In practice, analytics follows a simple pipeline:
R is especially strong in steps 3–5.
At this stage, we focus on descriptive and comparative questions.
This course assumes you already know basic R syntax. We briefly revisit only what is essential for analytics.
scores <- c(65, 15, -87, 502, 35.086, 72, 80, 55, 90)
mean(scores)
## [1] 91.89844
mine<-function(n){
start<-0
for (i in n){
start<-start + i
}
if (start>10) {
cat("Not worth it")
}
else if (start < -5){
cat("exactly have what we need")
}
else {
cat("Totally acceptable")
}
}
mine(c(5:40))
## Not worth it
score <- 40
hey <- function(toolit){
for(i in score:toolit){
score = toolit * i
}
if(score >= 50){
cat("Ohh my God!")
}
else {
cat("Lemme tell you something")
}
}
hey(7)
## Lemme tell you something
hey(8)
## Ohh my God!
students <- data.frame(
name = c("Ninsiima", "Katusiime", "Ndyowe", "Manzi", "Atwine"),
gender = c("F", "M", "F", "M", "F"),
score = c(98, 72, 80, 15, 61)
)
students
Most real analytics begins with external data files, often CSV.
# Example: replace with your actual file path
df1 <- read.csv("students.csv") #change the working directory to where you have saved anyu of your "csv"
df1
# For illustration, we reuse the students data frame
df <- students
df
Key function: - read.csv() reads tabular data into R as
a data frame.
Before analysis, always inspect the structure.
str(df)
## 'data.frame': 5 obs. of 3 variables:
## $ name : chr "Ninsiima" "Katusiime" "Ndyowe" "Manzi" ...
## $ gender: chr "F" "M" "F" "M" ...
## $ score : num 98 72 80 15 61
This tells you: - Number of rows and columns - Variable names - Data types of each variable
names(df)
## [1] "name" "gender" "score"
dim(df)
## [1] 5 3
Summaries help you understand distributions quickly.
summary(df)
## name gender score
## Length:5 Length:5 Min. :15.0
## Class :character Class :character 1st Qu.:61.0
## Mode :character Mode :character Median :72.0
## Mean :65.2
## 3rd Qu.:80.0
## Max. :98.0
For numeric variables, this gives: - Min, Max - Median - Mean (for many datasets)
summary(df$score)
## Min. 1st Qu. Median Mean 3rd Qu. Max.
## 15.0 61.0 72.0 65.2 80.0 98.0
Visualization helps reveal patterns that tables cannot.
hist(df$score,
main = "Distribution of Student Scores",
xlab = "Score")

boxplot(score ~ gender,
data = df,
main = "Scores by Gender",
xlab = "Gender",
ylab = "Score")

plot(df$score,
main = "Index vs Score",
ylab = "Score",
xlab = "Student Index")

When looking at summaries and plots, always ask:
Analytics is not just code — it is thinking with data.

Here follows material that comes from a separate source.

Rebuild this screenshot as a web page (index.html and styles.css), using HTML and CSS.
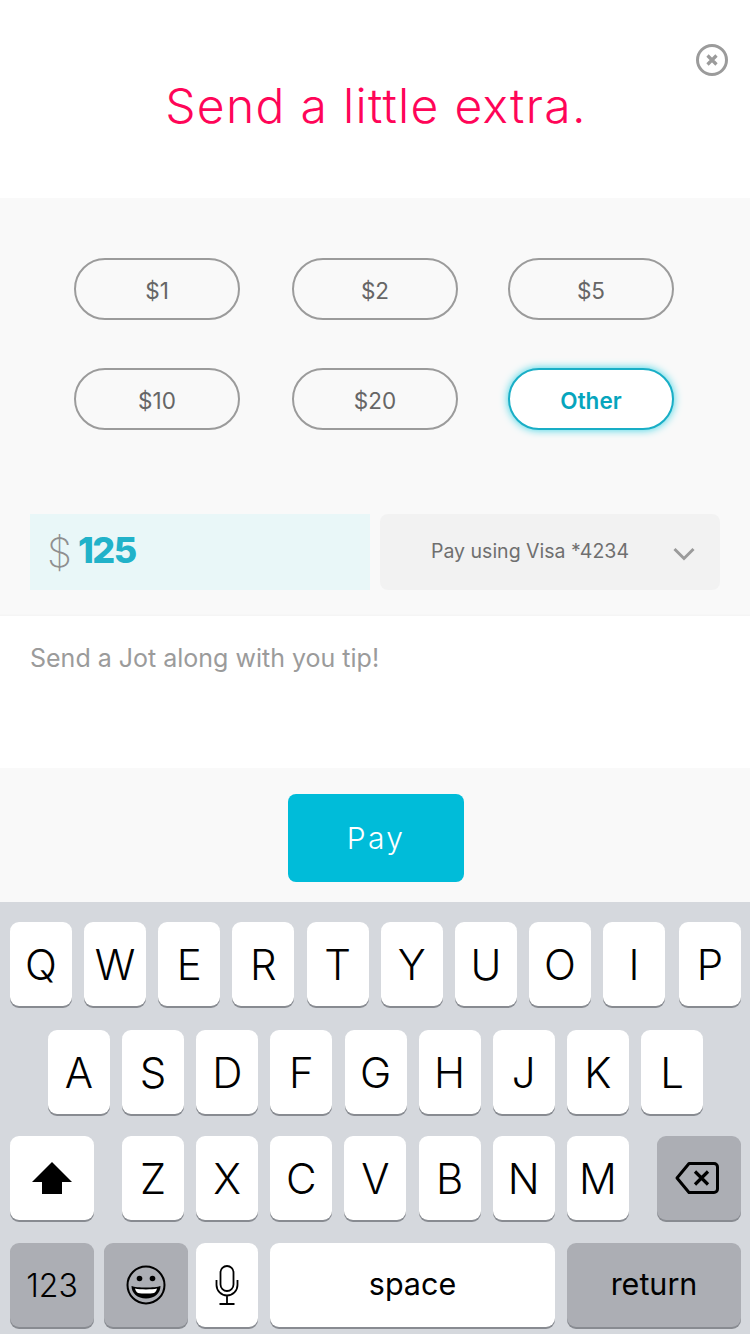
FILE: index.html
```html
<!DOCTYPE html>
<html lang="en">
<head>
  <meta charset="UTF-8" />
  <meta name="viewport" content="width=device-width, initial-scale=1" />
  <title>Send a little extra</title>
  <link rel="stylesheet" href="styles.css">
</head>
<body>
  <div class="screen">
    <header class="header">
      <h1>Send a little extra.</h1>
      <button class="close" aria-label="Close">
        <svg width="32" height="32" viewBox="0 0 32 32" fill="none" stroke="#9b9b9b">
          <circle cx="16" cy="16" r="14.5" stroke-width="3"/>
          <path d="M11.5 11.5l9 9M20.5 11.5l-9 9" stroke-width="3.2"/>
        </svg>
      </button>
    </header>

    <section class="tip">
      <div class="chips">
        <button class="chip">$1</button>
        <button class="chip">$2</button>
        <button class="chip">$5</button>
        <button class="chip">$10</button>
        <button class="chip">$20</button>
        <button class="chip active">Other</button>
      </div>
      <div class="amount-row">
        <div class="amount"><span class="dollar">$</span><span class="value">125</span></div>
        <div class="pay-using">
          <span>Pay using Visa *4234</span>
          <svg class="chevron" width="22" height="14" viewBox="0 0 22 14" fill="none" stroke="#9b9b9b" stroke-width="3">
            <path d="M1.5 2l9.500 9.500L20.500 2"/>
          </svg>
        </div>
      </div>
    </section>

    <div class="note">Send a Jot along with you tip!</div>

    <div class="footer">
      <button class="pay">Pay</button>
    </div>

    <div class="keyboard">
      <div class="row row1">
        <div class="key">Q</div><div class="key">W</div><div class="key">E</div><div class="key">R</div><div class="key">T</div><div class="key">Y</div><div class="key">U</div><div class="key">O</div><div class="key">I</div><div class="key last">P</div>
      </div>
      <div class="row row2">
        <div class="key">A</div><div class="key">S</div><div class="key">D</div><div class="key">F</div><div class="key">G</div><div class="key">H</div><div class="key">J</div><div class="key">K</div><div class="key">L</div>
      </div>
      <div class="row row3">
        <div class="key wide">
          <svg width="42" height="32" viewBox="0 0 42 32" fill="#000"><path d="M21 0L41 20H31V32H11V20H1z"/></svg>
        </div>
        <div class="letters">
          <div class="key">Z</div><div class="key">X</div><div class="key">C</div><div class="key">V</div><div class="key">B</div><div class="key">N</div><div class="key">M</div>
        </div>
        <div class="key wide dark backspace">
          <svg width="44" height="32" viewBox="0 0 44 32" fill="none" stroke="#000" stroke-width="3">
            <path d="M14 1.500H39a3.500 3.500 0 0 1 3.500 3.500V27a3.500 3.500 0 0 1-3.500 3.500H14L2 16z" stroke-linejoin="round"/>
            <path d="M20 9.500l13 13M33 9.500l-13 13" stroke-width="3.200"/>
          </svg>
        </div>
      </div>
      <div class="row row4">
        <div class="key wide dark num">123</div>
        <div class="key wide dark">
          <svg width="40" height="40" viewBox="0 0 40 40" fill="none" stroke="#000" stroke-width="2">
            <circle cx="20" cy="20" r="18.500"/>
            <circle cx="13.500" cy="13.500" r="2.800" fill="#000" stroke="none"/>
            <circle cx="26.500" cy="13.500" r="2.800" fill="#000" stroke="none"/>
            <path d="M5.500 21c5 2 24 2 29 0 0 7-6 12.500-14.500 12.500S5.500 28 5.500 21z" fill="#000" stroke="none"/>
            <path d="M9 23.500c5 1.200 17 1.200 22 0-.5 2-1.500 3.500-3 4.500-4 .8-12 .8-16 0-1.500-1-2.500-2.500-3-4.500z" fill="#fff" stroke="none"/>
          </svg>
        </div>
        <div class="key mic">
          <svg width="24" height="40" viewBox="0 0 24 40" fill="none" stroke="#000" stroke-width="1.800">
            <rect x="5.500" y="1" width="13" height="25" rx="6.500"/>
            <path d="M1.500 15v5a10.500 10.500 0 0 0 21 0v-5M12 31v8M4.500 39h15"/>
          </svg>
        </div>
        <div class="key small space">space</div>
        <div class="key dark small return">return</div>
      </div>
    </div>
  </div>
</body>
</html>
```

FILE: styles.css
```css
* {
  box-sizing: border-box;
}
body {
  margin: 0;
  font-family: Inter, "Open Sans", sans-serif;
  background: #fff;
}
button {
  font-family: inherit;
  border: none;
  padding: 0;
  cursor: pointer;
}
.screen {
  width: 750px;
  height: 1334px;
  overflow: hidden;
}

/* header */
.header {
  position: relative;
  height: 198px;
  padding: 76px 0 0 2px;
  background: #fff;
}
h1 {
  margin: 0;
  text-align: center;
  font-size: 48px;
  line-height: 60px;
  font-weight: 300;
  letter-spacing: 1.3px;
  color: #ff0558;
}
.close {
  position: absolute;
  top: 44px;
  left: 696px;
  width: 32px;
  height: 32px;
  background: none;
}

/* tip section */
.tip {
  height: 418px;
  padding: 60px 30px 0;
  background: #f9f9f9;
  box-shadow: inset 0 -3px 3px -3px #eee;
}
.chips {
  display: grid;
  grid-template-columns: 218px 216px 166px;
  grid-auto-rows: 62px;
  row-gap: 48px;
  margin-left: 44px;
}
.chip {
  width: 166px;
  padding-top: 3px;
  border: 2px solid #9b9b9b;
  border-radius: 31px;
  background: transparent;
  font-size: 22.5px;
  color: #666;
}
.chip.active {
  border-color: #19aec6;
  background: #fff;
  box-shadow: 0 0 8px #39d3e4;
  font-weight: 600;
  color: #06a5bd;
}
.amount-row {
  display: flex;
  gap: 10px;
  margin-top: 84px;
}
.amount {
  display: flex;
  align-items: center;
  width: 340px;
  height: 76px;
  padding-left: 17px;
  background: #e9f7f8;
}
.dollar {
  font-size: 40px;
  font-weight: 200;
  color: #8f8f8f;
}
.value {
  margin-left: 6px;
  margin-top: -4px;
  font-size: 36px;
  font-weight: 800;
  letter-spacing: -1.5px;
  color: #21b2c9;
}
.pay-using {
  display: flex;
  align-items: center;
  width: 340px;
  height: 76px;
  padding: 0 0 2px 51px;
  border-radius: 8px;
  background: #f2f2f2;
  font-size: 19.5px;
  color: #6f6f6f;
}
.chevron {
  margin-left: 44px;
  margin-top: 6px;
}

/* jot */
.note {
  height: 152px;
  padding: 26px 30px 0;
  background: #fff;
  font-size: 25px;
  line-height: 32px;
  color: #9b9b9b;
}

.footer {
  display: flex;
  justify-content: center;
  height: 134px;
  padding: 26px 0 0 2px;
  background: #f9f9f9;
}
.pay {
  width: 176px;
  height: 88px;
  border-radius: 8px;
  background: #00bcd9;
  color: #fff;
  font-size: 30px;
  font-weight: 300;
  letter-spacing: 2.4px;
}

/* keyboard */
.keyboard {
  height: 432px;
  padding-top: 20px;
  background: #d5d8dd;
  font-family: Inter, Roboto, sans-serif;
}
.row {
  display: flex;
  justify-content: space-between;
  padding: 0 9px 0 10px;
}
.row1 {
  justify-content: flex-start;
  gap: 12.15px;
}
.row1 .last {
  margin-left: auto;
}
.row2 {
  margin-top: 24px;
  padding: 0 47px 0 48px;
}
.row3 {
  margin-top: 22px;
}
.row4 {
  margin-top: 23px;
  justify-content: flex-start;
}
.key {
  display: flex;
  align-items: center;
  justify-content: center;
  width: 62px;
  height: 84px;
  border-radius: 9px;
  background: #fff;
  box-shadow: 0 2px 0 #888b91;
  font-size: 42px;
  font-weight: 300;
  color: #000;
}
.key.wide {
  width: 84px;
}
.key.dark {
  background: #acaeb4;
}
.key.num {
  font-size: 32px;
  font-weight: 300;
}
.key.small {
  padding-bottom: 4px;
  font-size: 30.5px;
  font-weight: 400;
}
.backspace svg {
  margin-left: -4px;
}
.letters {
  display: flex;
  justify-content: space-between;
  width: 507px;
}
.row4 .dark + .dark {
  margin-left: 10px;
}
.mic {
  margin-left: 8px;
}
.space {
  width: 285px;
  margin-left: 12px;
}
.return {
  width: 174px;
  margin-left: 12px;
}
```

str().study <- data.frame(
students = c("marvel", "yuppie", "inno", "derrick", "suzan"),
mtc_score = c(96,78,43,77,69),
sci_score = c(48,90,78,36,89),
sst_score = c(67,89,09,86,84),
eng_score = c(78,85,59,20,14)
)
study
write.csv(study,"study.csv")
read.csv("study.csv")
str(study)
## 'data.frame': 5 obs. of 5 variables:
## $ students : chr "marvel" "yuppie" "inno" "derrick" ...

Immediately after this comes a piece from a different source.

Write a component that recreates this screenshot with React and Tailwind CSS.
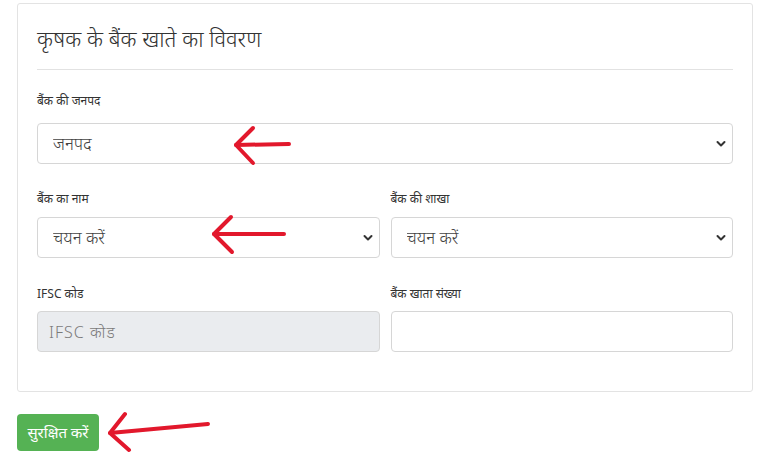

## $ mtc_score: num 96 78 43 77 69
## $ sci_score: num 48 90 78 36 89
## $ sst_score: num 67 89 9 86 84
## $ eng_score: num 78 85 59 20 14
summary(study)
## students mtc_score sci_score sst_score eng_score
## Length:5 Min. :43.0 Min. :36.0 Min. : 9 Min. :14.0
## Class :character 1st Qu.:69.0 1st Qu.:48.0 1st Qu.:67 1st Qu.:20.0
## Mode :character Median :77.0 Median :78.0 Median :84 Median :59.0
## Mean :72.6 Mean :68.2 Mean :67 Mean :51.2
## 3rd Qu.:78.0 3rd Qu.:89.0 3rd Qu.:86 3rd Qu.:78.0
## Max. :96.0 Max. :90.0 Max. :89 Max. :85.0
str(study)
## 'data.frame': 5 obs. of 5 variables:
## $ students : chr "marvel" "yuppie" "inno" "derrick" ...

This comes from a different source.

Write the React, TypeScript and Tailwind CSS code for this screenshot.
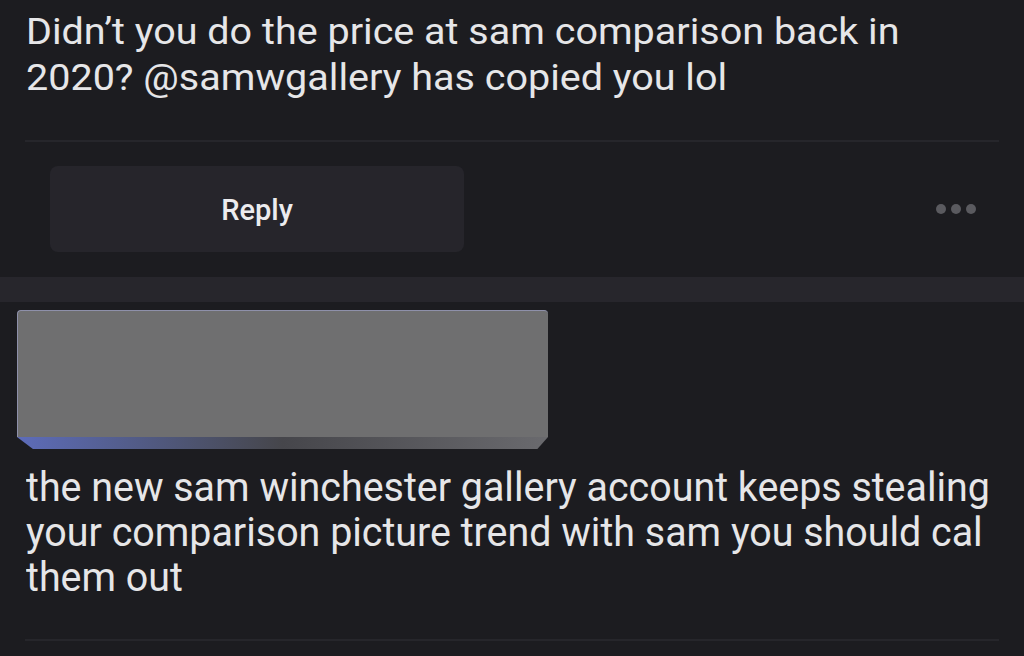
export default function App() {
  return (
    <div className="w-[1024px] h-[656px] overflow-hidden bg-[#1c1c20] text-[#e6e6e8]" style={{ fontFamily: "Roboto, 'Liberation Sans', sans-serif" }}>
      {/* first comment */}
      <div className="px-[26px] pt-[9px]">
        <p className="text-[36px] leading-[46px] scale-x-[1.098] origin-left w-[800px]">
          Didn’t you do the price at sam comparison back in
          <br />
          2020? @samwgallery has copied you lol
        </p>
      </div>
      <div className="mx-[25px] mt-[39px] h-[2px] bg-[#26262b]" />

      {/* actions */}
      <div className="flex items-center justify-between pl-[50px] pr-[48px] pt-[24px] pb-[25px]">
        <button className="w-[414px] h-[86px] pt-[4px] rounded-lg bg-[#26252b] text-[29px] font-medium text-[#ececef]">
          Reply
        </button>
        <div className="flex gap-[5px]">
          <span className="w-[10px] h-[10px] rounded-full bg-[#5a5a5f]" />
          <span className="w-[10px] h-[10px] rounded-full bg-[#5a5a5f]" />
          <span className="w-[10px] h-[10px] rounded-full bg-[#5a5a5f]" />
        </div>
      </div>

      {/* band */}
      <div className="h-[25px] bg-[#27262c]" />

      {/* second comment */}
      <div className="px-[17px] pt-[8px]">
        <div className="w-[531px]">
          <div className="h-[127px] rounded-t-[4px] bg-[#6f6f70] border-t border-l border-[#8e90aa]" />
          <div className="h-[12px] rounded-b-[4px] bg-gradient-to-r from-[#5d6cba] via-[#46464b] to-[#6a6a6e] [clip-path:polygon(0_0,100%_0,98%_100%,3%_100%)]" />
        </div>
      </div>
      <div className="px-[26px] pt-[16px]">
        <p className="text-[40px] leading-[45px] scale-x-[0.985] origin-left w-[1000px]">
          the new sam winchester gallery account keeps stealing
          <br />
          your comparison picture trend with sam you should cal
          <br />
          them out
        </p>
      </div>
      <div className="mx-[25px] mt-[39px] h-[2px] bg-[#26262b]" />
    </div>
  );
}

## $ mtc_score: num 96 78 43 77 69
## $ sci_score: num 48 90 78 36 89
## $ sst_score: num 67 89 9 86 84
## $ eng_score: num 78 85 59 20 14
hist(study$mtc_score,
main = "A histogram of MTC scores",
xlab = "MTC scores",
ylab = "frequency",
col = "yellow")
4. Produce a boxplot comparing one numeric variable across groups.
# Base R
boxplot(sci_score ~ students, data = study,
main = "A boxplot of sci scores of students",
xlab = "Students",
ylab = "SCI scores")
# ggplot
#install.packages("ggplot2") this installs the ggplots packages if they are not installed before
library(ggplot2)
ggplot(data = study, aes(x = students, y = mtc_score)) +
geom_boxplot() +
labs(
title = "A boxplot of mtc scores of students",
x = "Students",
y = "MTC scores",
caption = "Source: own dataset"
) +
theme_classic() +
theme(
plot.title = element_text(size = 16, face = "bold", hjust = 0.5),
axis.title = element_text(size = 12),
axis.text = element_text(size = 10)
)
# hjust = 0.5 centers the title
# theme() changes the appearance e.g theme_minimal(), theme_bw(), theme_classic() and others
# fill = "red" for applying color in the plot
# A box plot shows how the distribution of variables differs across groups, highlighting the median, spread, and any outliers.
# if one group has a higher median and a wider box, it indicates higher typical values and greater variability compared to the others
read.csv(), str(), and
summary() are core analytics tools.End of Weeks 1–2 notebook.